◆ Set task: Please list all lines of the material below in which the string "index" occurs.

++++++++++++++++++++

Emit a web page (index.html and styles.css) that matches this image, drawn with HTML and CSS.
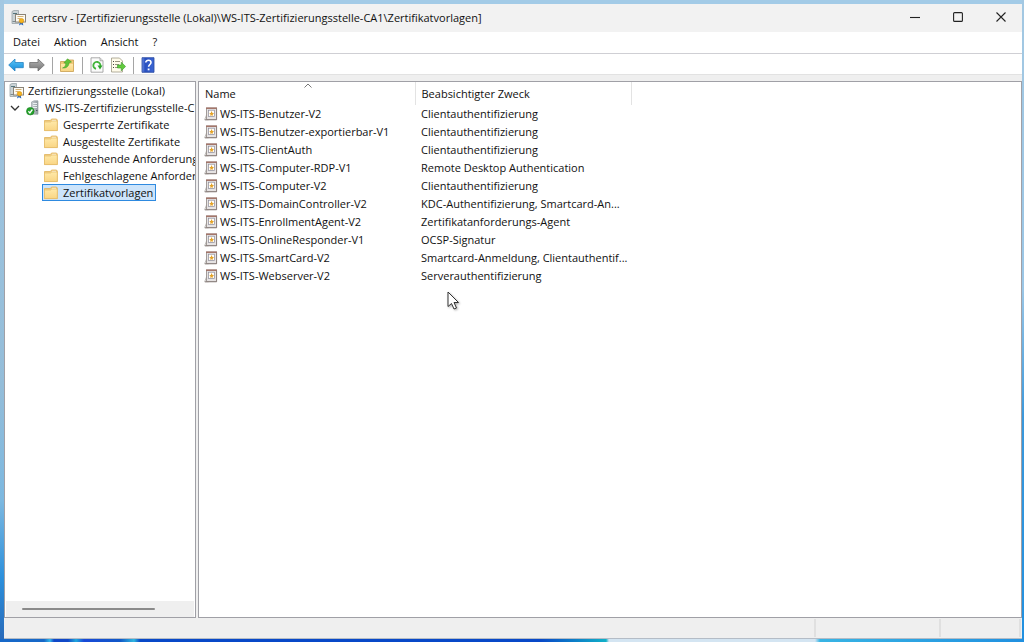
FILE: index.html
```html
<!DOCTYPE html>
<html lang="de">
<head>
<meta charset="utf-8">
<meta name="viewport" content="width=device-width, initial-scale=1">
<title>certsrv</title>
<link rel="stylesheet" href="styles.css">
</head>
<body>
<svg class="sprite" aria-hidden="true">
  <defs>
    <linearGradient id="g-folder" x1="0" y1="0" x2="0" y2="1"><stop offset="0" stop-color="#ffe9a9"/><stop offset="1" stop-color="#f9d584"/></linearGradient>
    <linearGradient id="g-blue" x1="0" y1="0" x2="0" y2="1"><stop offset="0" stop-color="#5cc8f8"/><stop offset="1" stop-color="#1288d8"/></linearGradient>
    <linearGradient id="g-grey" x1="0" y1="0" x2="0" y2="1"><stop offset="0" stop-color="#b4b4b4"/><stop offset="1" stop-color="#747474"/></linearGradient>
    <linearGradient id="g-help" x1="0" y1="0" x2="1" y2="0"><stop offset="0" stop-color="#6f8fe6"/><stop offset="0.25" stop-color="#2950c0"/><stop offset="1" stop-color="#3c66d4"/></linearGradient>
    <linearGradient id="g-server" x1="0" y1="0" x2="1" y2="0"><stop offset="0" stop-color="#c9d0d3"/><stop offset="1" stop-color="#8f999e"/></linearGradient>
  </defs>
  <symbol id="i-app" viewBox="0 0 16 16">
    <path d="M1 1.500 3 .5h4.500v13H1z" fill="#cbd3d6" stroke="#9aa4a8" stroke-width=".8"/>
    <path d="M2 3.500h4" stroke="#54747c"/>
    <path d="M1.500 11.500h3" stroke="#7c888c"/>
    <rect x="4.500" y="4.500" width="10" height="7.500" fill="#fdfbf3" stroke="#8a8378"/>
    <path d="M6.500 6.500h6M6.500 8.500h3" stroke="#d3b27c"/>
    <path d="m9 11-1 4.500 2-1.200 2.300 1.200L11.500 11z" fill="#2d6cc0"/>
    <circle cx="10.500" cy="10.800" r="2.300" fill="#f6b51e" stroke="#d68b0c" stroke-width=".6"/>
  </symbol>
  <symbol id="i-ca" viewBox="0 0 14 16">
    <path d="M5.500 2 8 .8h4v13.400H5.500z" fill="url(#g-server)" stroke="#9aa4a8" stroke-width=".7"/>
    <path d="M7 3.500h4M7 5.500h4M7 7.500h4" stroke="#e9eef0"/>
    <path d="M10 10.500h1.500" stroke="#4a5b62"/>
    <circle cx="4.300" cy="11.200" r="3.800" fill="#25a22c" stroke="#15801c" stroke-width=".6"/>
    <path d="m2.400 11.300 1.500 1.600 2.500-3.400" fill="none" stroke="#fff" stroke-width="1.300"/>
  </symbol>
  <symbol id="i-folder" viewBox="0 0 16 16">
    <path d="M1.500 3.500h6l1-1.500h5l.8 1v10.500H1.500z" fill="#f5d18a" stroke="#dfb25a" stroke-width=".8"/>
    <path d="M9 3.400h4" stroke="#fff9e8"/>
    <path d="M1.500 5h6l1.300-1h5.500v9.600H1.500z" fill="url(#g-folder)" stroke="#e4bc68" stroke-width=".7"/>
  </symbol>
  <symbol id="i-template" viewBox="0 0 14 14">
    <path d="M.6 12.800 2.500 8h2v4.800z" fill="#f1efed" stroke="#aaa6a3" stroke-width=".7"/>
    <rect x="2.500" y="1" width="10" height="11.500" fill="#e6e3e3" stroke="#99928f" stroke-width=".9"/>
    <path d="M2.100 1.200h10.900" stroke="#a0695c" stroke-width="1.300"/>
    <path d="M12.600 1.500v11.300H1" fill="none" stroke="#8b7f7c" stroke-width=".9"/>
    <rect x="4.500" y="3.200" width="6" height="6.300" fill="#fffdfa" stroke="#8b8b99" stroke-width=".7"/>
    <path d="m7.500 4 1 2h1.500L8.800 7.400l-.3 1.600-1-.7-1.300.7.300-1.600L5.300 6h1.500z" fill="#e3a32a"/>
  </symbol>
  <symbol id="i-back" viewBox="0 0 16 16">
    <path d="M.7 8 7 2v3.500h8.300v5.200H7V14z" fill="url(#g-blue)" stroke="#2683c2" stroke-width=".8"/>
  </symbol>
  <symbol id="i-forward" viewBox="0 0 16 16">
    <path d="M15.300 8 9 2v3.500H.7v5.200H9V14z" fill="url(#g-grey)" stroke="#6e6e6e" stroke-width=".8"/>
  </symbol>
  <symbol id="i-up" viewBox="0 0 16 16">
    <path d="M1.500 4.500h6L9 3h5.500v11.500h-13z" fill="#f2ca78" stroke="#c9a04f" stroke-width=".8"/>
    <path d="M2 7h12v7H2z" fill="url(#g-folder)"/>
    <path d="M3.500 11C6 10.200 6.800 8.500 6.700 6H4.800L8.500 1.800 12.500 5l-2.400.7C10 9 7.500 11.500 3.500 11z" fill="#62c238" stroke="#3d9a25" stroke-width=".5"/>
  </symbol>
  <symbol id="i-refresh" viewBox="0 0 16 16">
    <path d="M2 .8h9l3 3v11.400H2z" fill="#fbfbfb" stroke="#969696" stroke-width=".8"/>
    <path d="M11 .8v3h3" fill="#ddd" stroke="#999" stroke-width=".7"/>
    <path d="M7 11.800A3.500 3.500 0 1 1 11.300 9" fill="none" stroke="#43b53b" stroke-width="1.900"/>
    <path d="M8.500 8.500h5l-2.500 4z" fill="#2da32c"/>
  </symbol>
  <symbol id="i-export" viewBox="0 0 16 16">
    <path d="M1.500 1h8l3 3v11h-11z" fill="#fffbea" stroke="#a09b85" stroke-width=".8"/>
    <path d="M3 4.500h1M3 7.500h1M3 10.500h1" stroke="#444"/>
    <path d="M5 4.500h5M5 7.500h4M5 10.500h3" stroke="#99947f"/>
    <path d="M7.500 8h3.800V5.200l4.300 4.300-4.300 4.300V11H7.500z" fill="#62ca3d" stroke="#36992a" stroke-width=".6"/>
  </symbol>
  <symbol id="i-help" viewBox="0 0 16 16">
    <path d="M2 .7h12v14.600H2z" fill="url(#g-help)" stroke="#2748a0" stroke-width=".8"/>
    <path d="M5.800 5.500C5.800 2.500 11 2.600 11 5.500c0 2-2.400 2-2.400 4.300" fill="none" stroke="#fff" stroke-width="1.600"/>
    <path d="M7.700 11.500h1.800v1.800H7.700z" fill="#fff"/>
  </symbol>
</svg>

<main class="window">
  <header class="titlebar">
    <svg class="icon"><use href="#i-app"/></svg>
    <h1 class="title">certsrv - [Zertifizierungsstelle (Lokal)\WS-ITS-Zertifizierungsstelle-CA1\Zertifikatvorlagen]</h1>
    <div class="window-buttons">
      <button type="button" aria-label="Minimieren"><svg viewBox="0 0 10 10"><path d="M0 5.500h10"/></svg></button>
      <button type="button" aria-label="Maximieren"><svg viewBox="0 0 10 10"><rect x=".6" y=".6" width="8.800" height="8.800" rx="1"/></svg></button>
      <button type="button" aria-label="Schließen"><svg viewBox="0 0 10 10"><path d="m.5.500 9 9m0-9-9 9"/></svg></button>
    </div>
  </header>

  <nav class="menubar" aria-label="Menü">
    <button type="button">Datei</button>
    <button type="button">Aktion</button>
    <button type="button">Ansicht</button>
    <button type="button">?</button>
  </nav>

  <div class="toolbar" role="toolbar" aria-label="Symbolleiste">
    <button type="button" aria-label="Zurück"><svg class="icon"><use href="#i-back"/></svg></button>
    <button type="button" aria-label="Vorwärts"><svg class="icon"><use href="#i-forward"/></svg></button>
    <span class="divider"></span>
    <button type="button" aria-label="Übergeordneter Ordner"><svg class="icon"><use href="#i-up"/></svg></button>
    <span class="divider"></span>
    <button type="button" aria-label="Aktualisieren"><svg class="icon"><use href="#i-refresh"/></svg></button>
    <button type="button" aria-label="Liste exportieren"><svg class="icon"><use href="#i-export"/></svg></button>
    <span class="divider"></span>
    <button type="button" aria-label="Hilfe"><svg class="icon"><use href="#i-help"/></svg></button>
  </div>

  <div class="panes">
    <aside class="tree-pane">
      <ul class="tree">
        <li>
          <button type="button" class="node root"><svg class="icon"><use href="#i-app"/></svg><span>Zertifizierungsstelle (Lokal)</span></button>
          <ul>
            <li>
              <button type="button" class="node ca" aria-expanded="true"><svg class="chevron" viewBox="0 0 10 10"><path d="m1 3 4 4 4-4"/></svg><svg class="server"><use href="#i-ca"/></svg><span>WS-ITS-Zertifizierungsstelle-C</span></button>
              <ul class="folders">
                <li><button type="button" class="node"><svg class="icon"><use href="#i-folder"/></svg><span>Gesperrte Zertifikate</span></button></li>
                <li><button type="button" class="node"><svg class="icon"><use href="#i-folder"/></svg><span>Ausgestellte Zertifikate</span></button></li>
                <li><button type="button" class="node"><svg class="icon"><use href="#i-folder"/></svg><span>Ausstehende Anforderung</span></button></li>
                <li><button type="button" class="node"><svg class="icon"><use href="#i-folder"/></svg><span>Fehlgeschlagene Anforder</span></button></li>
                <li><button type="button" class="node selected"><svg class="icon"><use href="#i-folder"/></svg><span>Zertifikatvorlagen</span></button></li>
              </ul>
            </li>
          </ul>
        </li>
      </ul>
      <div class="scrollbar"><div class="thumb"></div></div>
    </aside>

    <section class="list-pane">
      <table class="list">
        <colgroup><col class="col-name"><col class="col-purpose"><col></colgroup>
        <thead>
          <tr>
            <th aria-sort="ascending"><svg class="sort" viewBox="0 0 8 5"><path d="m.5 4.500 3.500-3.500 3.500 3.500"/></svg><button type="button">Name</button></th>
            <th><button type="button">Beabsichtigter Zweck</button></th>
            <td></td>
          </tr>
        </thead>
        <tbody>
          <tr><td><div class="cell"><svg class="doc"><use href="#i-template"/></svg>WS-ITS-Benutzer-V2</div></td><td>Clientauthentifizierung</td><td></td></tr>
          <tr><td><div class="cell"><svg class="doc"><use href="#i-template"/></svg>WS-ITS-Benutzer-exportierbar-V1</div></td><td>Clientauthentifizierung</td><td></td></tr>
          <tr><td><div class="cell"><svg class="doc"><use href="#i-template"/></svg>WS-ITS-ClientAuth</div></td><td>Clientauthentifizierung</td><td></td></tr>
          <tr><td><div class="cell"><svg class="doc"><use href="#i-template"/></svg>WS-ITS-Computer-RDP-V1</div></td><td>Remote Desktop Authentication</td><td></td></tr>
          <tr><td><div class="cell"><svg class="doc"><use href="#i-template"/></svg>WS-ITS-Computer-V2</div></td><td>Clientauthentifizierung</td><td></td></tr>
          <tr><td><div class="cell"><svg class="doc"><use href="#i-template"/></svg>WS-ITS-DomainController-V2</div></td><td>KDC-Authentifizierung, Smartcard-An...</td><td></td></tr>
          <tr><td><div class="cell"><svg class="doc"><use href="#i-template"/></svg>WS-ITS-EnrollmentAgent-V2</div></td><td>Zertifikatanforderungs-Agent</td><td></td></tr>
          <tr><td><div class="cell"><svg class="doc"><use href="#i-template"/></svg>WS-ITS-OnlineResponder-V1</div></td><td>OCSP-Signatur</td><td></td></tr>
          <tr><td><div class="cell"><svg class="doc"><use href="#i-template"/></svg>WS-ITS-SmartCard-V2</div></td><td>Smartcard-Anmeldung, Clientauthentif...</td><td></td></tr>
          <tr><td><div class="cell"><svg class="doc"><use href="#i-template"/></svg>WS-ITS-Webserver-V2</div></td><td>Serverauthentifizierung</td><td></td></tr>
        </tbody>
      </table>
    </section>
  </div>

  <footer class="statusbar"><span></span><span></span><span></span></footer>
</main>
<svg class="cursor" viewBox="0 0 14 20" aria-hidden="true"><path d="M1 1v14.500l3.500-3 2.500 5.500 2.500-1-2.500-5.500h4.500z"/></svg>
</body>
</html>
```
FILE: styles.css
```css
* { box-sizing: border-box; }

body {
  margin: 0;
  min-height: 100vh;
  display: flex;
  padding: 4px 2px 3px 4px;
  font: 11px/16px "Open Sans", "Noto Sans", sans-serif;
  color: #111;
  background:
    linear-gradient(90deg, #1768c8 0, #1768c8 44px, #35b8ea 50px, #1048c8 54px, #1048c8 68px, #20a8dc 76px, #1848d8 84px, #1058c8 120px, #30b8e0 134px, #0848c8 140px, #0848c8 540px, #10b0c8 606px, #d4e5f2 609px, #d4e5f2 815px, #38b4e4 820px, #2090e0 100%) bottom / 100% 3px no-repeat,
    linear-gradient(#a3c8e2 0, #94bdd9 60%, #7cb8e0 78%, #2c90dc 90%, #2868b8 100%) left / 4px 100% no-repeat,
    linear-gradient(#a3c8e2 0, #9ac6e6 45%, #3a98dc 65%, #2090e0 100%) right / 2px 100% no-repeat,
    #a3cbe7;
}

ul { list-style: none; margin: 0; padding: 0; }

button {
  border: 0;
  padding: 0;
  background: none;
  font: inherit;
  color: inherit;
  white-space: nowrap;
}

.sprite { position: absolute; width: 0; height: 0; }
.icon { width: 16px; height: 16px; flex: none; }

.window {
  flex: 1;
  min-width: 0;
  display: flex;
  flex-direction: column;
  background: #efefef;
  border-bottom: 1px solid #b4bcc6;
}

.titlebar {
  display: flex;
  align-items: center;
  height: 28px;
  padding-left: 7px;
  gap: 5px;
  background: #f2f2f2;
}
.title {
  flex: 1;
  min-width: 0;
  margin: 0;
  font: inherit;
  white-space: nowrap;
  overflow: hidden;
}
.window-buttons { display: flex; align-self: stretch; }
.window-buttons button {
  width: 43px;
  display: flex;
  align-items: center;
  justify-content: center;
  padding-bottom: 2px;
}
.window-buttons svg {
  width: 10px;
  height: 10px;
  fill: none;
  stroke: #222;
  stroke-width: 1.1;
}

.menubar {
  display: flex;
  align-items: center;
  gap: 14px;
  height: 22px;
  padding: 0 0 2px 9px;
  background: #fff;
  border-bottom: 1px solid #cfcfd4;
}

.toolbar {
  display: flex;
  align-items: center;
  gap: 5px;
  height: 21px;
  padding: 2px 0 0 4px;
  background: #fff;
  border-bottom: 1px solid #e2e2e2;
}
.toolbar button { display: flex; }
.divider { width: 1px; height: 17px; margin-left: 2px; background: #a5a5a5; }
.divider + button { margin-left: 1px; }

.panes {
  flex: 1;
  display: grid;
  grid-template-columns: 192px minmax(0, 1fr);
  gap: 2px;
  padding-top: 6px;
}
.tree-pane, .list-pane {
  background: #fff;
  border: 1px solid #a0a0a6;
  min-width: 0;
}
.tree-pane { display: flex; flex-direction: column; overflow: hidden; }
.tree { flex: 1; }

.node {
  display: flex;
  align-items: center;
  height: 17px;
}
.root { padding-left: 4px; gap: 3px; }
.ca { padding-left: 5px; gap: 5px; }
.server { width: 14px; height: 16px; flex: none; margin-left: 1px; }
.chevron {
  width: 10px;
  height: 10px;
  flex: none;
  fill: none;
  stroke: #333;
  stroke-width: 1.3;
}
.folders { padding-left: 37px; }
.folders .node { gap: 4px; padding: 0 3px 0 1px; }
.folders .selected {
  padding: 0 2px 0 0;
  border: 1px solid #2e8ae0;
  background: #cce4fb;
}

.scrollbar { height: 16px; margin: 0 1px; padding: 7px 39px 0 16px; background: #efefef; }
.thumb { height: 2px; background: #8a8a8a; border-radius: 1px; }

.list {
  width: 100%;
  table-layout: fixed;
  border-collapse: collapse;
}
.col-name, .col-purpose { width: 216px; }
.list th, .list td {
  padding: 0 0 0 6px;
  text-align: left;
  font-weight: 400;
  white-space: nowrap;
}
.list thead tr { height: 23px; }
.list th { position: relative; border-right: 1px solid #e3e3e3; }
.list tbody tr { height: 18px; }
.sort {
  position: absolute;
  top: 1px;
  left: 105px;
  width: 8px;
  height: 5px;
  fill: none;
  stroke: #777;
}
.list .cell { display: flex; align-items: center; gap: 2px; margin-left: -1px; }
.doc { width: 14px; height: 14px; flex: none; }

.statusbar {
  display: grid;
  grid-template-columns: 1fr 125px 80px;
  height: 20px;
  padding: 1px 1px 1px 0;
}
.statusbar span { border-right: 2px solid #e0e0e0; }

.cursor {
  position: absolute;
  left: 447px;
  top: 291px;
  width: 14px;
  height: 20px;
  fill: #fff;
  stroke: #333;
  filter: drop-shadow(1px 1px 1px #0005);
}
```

++++++++++++++++++++

◆ Answer to this exercise:
Emit a web page (index.html and styles.css) that matches this image, drawn with HTML and CSS.
FILE: index.html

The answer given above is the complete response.